At DTW Ignite, Cyient stressed the continuum between network engineering, data foundation and cognitive operations that will drive autonomy, efficiency and growth
Across the telecoms industry, the language of AI-augmented networks and increasingly autonomous operations has become familiar. The harder work is turning those ambitions into infrastructure and operational realities. Operators are still managing fragmented OSS/BSS environments, multi-vendor architectures, manual operational processes and mounting pressure to improve cost efficiency while finding new paths to monetize 5G and future network investments.
For Cyient, that gap between aspiration and execution is the starting point for intelligent network modernization. As Arunav Roy, senior vice president and business head of connectivity at Cyient, explained at DTW Ignite in Copenhagen, the company’s strategy has evolved quickly as operator priorities have sharpened.
“The pace of change is much more significant than ever before,” Roy said. “Today we are talking about changes in weeks.”
Cyient’s intelligent network modernization approach is built around three mutually reinforcing layers: network engineering, data foundation and cognitive operations. The first layer focuses on planning, building and running the network itself. That includes using AI-assisted engineering, simulation and domain expertise to improve how operators think about coverage, capacity, resilience, energy efficiency and service performance across radio, transport and core network domains.
But Roy emphasized that the industry’s ability to use AI effectively increasingly depends on the data foundation. Operators have spent years talking about data quality, data readiness and OSS modernization. What has changed is the scale, speed and operational importance of the data now being generated across networks and IT systems.
“Even for AI models to be more effective, it needs clean data,” Roy said. “How do you create context around what the AI models are generating? It requires a clear foundation, a structure, and governance.”

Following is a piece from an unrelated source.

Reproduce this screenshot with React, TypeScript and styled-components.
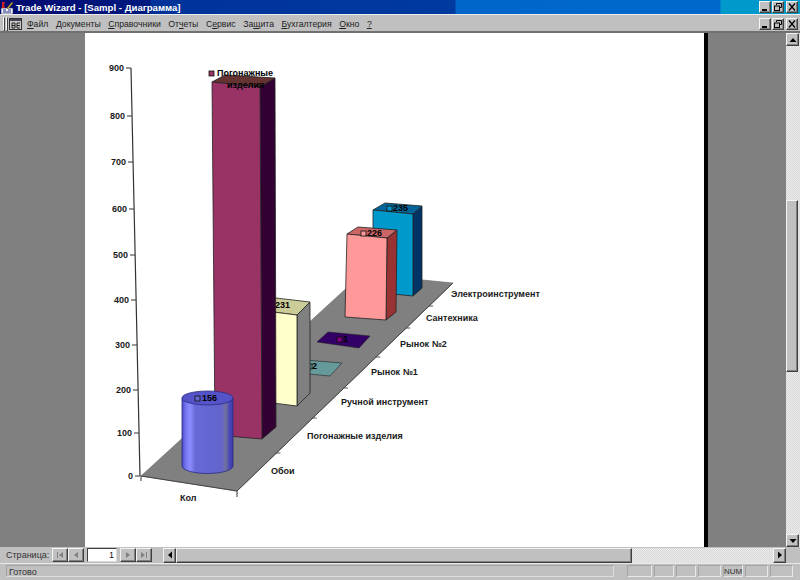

That foundation is what enables cognitive operations. As operators pursue higher levels of automation in the longer-term pursuit of autonomy, the challenge is creating conditions for automation to be trusted, explainable and operationally meaningful. Roy noted that most operators remain at relatively early stages of automation, with many still operating at Level 1 or Level 2 on the TM Forum’s six-level Autonomous Networks maturity index. Moving toward Level 3, Level 4 and beyond requires clean data, clear use cases, standardized interfaces and a practical roadmap for how automation will be introduced.

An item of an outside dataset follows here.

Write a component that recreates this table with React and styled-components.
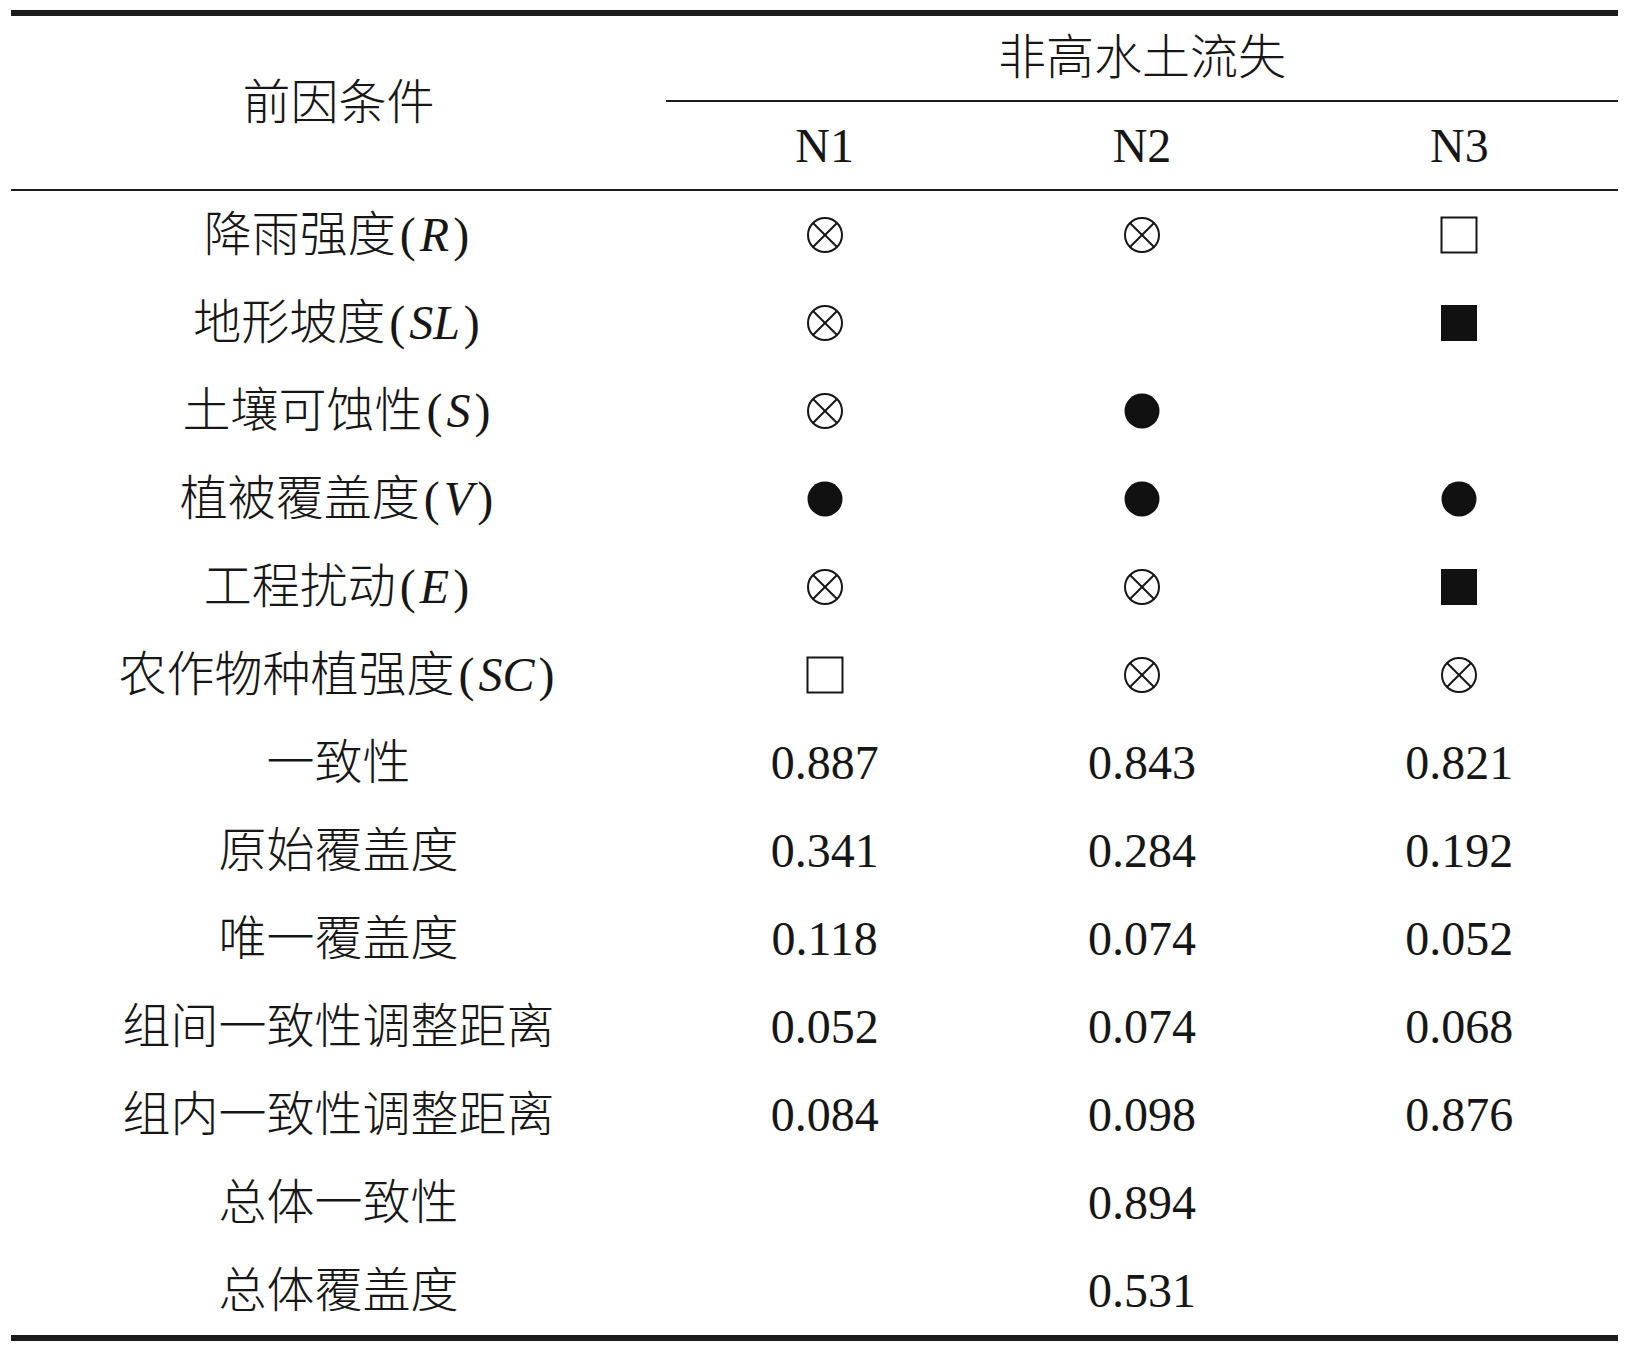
import React from 'react';
import styled, { createGlobalStyle } from 'styled-components';

const GlobalStyle = createGlobalStyle`
  html, body { margin: 0; padding: 0; background: #ffffff; }
  body {
    font-family: "Liberation Serif", "Noto Sans CJK SC", serif;
    color: #161616;
  }
`;

const Page = styled.div`
  padding: 10px 13px 0 11px;
`;

const Table = styled.div`
  display: grid;
  grid-template-columns: 655px repeat(3, 1fr);
  width: 1607px;
  border-top: 6px solid #1c1c1c;
  border-bottom: 6px solid #1c1c1c;
`;

const Cell = styled.div`
  display: flex;
  align-items: center;
  justify-content: center;
  height: 88px;
  font-size: 48px;
  line-height: 1;
  font-weight: 300;
  white-space: nowrap;
`;

const StubHead = styled(Cell)`
  grid-column: 1;
  grid-row: 1 / span 2;
  height: auto;
  border-bottom: 2px solid #1c1c1c;
`;

const GroupHead = styled(Cell)`
  grid-column: 2 / span 3;
  height: 84px;
  border-bottom: 2px solid #1c1c1c;
`;

const CaseHead = styled(Cell)`
  height: 87px;
  font-weight: 400;
  border-bottom: 2px solid #1c1c1c;
`;

const Var = styled.i`
  font-family: "Liberation Serif", serif;
  font-style: italic;
  font-weight: 400;
`;

const Paren = styled.span`
  font-family: "Liberation Serif", serif;
  font-weight: 400;
  padding: 0 4px;
`;

const Num = styled.span`
  font-family: "Liberation Serif", serif;
  font-weight: 400;
`;

const Mark = ({ kind }) => {
  if (kind === 'x') {
    return (
      <svg width="38" height="38" viewBox="0 0 38 38" style={{ display: 'block' }}>
        <circle cx="19" cy="19" r="17" fill="none" stroke="#161616" strokeWidth="2" />
        <line x1="7" y1="7" x2="31" y2="31" stroke="#161616" strokeWidth="2" />
        <line x1="31" y1="7" x2="7" y2="31" stroke="#161616" strokeWidth="2" />
      </svg>
    );
  }
  if (kind === 'dot') {
    return (
      <svg width="38" height="38" viewBox="0 0 38 38" style={{ display: 'block' }}>
        <circle cx="19" cy="19" r="17.5" fill="#111111" />
      </svg>
    );
  }
  if (kind === 'sq') {
    return (
      <svg width="38" height="38" viewBox="0 0 38 38" style={{ display: 'block' }}>
        <rect x="1.5" y="1.5" width="35" height="35" fill="none" stroke="#161616" strokeWidth="2" />
      </svg>
    );
  }
  if (kind === 'fsq') {
    return (
      <svg width="38" height="38" viewBox="0 0 38 38" style={{ display: 'block' }}>
        <rect x="1" y="1" width="36" height="36" fill="#111111" />
      </svg>
    );
  }
  return null;
};

const conditions = [
  { name: '降雨强度', v: 'R', marks: ['x', 'x', 'sq'] },
  { name: '地形坡度', v: 'SL', marks: ['x', null, 'fsq'] },
  { name: '土壤可蚀性', v: 'S', marks: ['x', 'dot', null] },
  { name: '植被覆盖度', v: 'V', marks: ['dot', 'dot', 'dot'] },
  { name: '工程扰动', v: 'E', marks: ['x', 'x', 'fsq'] },
  { name: '农作物种植强度', v: 'SC', marks: ['sq', 'x', 'x'] },
];

const metrics = [
  { name: '一致性', vals: ['0.887', '0.843', '0.821'] },
  { name: '原始覆盖度', vals: ['0.341', '0.284', '0.192'] },
  { name: '唯一覆盖度', vals: ['0.118', '0.074', '0.052'] },
  { name: '组间一致性调整距离', vals: ['0.052', '0.074', '0.068'] },
  { name: '组内一致性调整距离', vals: ['0.084', '0.098', '0.876'] },
  { name: '总体一致性', vals: ['', '0.894', ''] },
  { name: '总体覆盖度', vals: ['', '0.531', ''] },
];

export default function App() {
  return (
    <>
      <GlobalStyle />
      <Page>
        <Table>
          <StubHead>前因条件</StubHead>
          <GroupHead>非高水土流失</GroupHead>
          <CaseHead>N1</CaseHead>
          <CaseHead>N2</CaseHead>
          <CaseHead>N3</CaseHead>

          {conditions.map((c) => (
            <React.Fragment key={c.name}>
              <Cell>
                {c.name}
                <Paren>(</Paren>
                <Var>{c.v}</Var>
                <Paren>)</Paren>
              </Cell>
              {c.marks.map((m, i) => (
                <Cell key={i}>{m && <Mark kind={m} />}</Cell>
              ))}
            </React.Fragment>
          ))}

          {metrics.map((r) => (
            <React.Fragment key={r.name}>
              <Cell>{r.name}</Cell>
              {r.vals.map((v, i) => (
                <Cell key={i}>
                  <Num>{v}</Num>
                </Cell>
              ))}
            </React.Fragment>
          ))}
        </Table>
      </Page>
    </>
  );
}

Cyient’s approach is designed to be modular rather than monolithic. Roy said the company’s intelligent network modernization stack is powered by VISMON AI, an IP-based platform approach that is typically bundled into Cyient’s services as an enabling layer. Operators can engage Cyient around specific modules, such as network engineering, data foundation or cognitive NOC capabilities, or pursue a comprehensive modernization program.
“Our difference really comes into our ability to do multi-domain, multi-vendor [work], bring in our 30 years-plus knowledge of having solved meaningful problems for the telcos,” Roy said.
That experience also informs Cyient’s work around rApps and SMO-enabled automation. Roy said the company has built a catalog of roughly 40 rApps targeting use cases such as dynamic configuration management, conflict management and energy efficiency. The goal is to package long standing operator pain points into modular, deployable applications that can run through emerging automation architectures.
Ultimately, Cyient’s position is that intelligent network modernization is not about AI as a slogan. It is about combining telecom domain knowledge, engineering discipline, clean data and cognitive operations to help operators modernize networks in ways that are reliable, auditable and outcome-driven.
As Roy put it, Cyient is “taking a bold position” by aligning its investments with the savings, efficiency and operational outcomes operators need most. For telcos facing cost pressure, complexity and rising expectations, that may be the difference between AI experimentation and AI-augmented transformation.